On June 4, the CFDA announced its own equality initiatives, which include an in-house employment program that will place Black creatives throughout the industry, a mentorship program and diversity and inclusion training available to all members. On June 15, more than 250 Black professionals responded with an open letter called the Kelly Initiative (named after Black American designer Patrick Kelly), denouncing the efforts and putting forth a four-point plan that includes an industry census, headhunting and recruitment accountability, annual data disclosure and the creation of the Kelly List, a curation of top-tier talent across an array of fashion fields.

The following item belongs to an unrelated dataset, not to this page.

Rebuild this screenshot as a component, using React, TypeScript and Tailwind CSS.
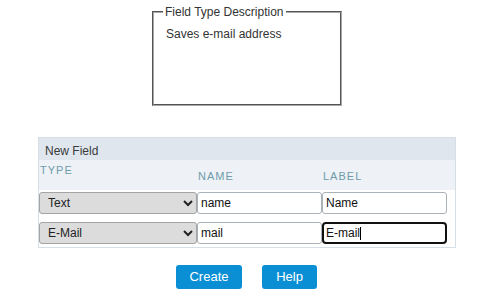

“…The CFDA has allowed exploitative cultures of prejudice, tokenism, and employment discrimination to thrive, unbridled by the sort of watchdog intervention expected of an industry umbrella organization,” stated the letter, whose signatures included creative consultants like Jerome LaMaar and Tamu McPherson, designers Victor Glemaud, Sergio Hudson and Romeo Hunte as well as publicists like Nate Hinton and Kevin McIntosh Jr., plus a number of editors across publishing companies. Noticeably absent were the signatures of CFDA board members Tracy Reese, Kerby Jean-Raymond, Virgil Abloh, Carly Cushnie, the last three of whom were elected to the board in 2019.
“I can’t talk enough about unity. We all have the same goal in mind. At the end of the day it’s just to be treated equal,” said stylist Kesha McLeod, who will serve as the BFB Collective’s treasurer on a board of 12 members that also include stylists Jason Bolden, Wayman Bannerman and Micah McDonald, Apuje Kalu, Jessica Smalls, Ashunta Sheriff-Kendricks and Nai’vasha.
“We are stronger in numbers,” added McLeod.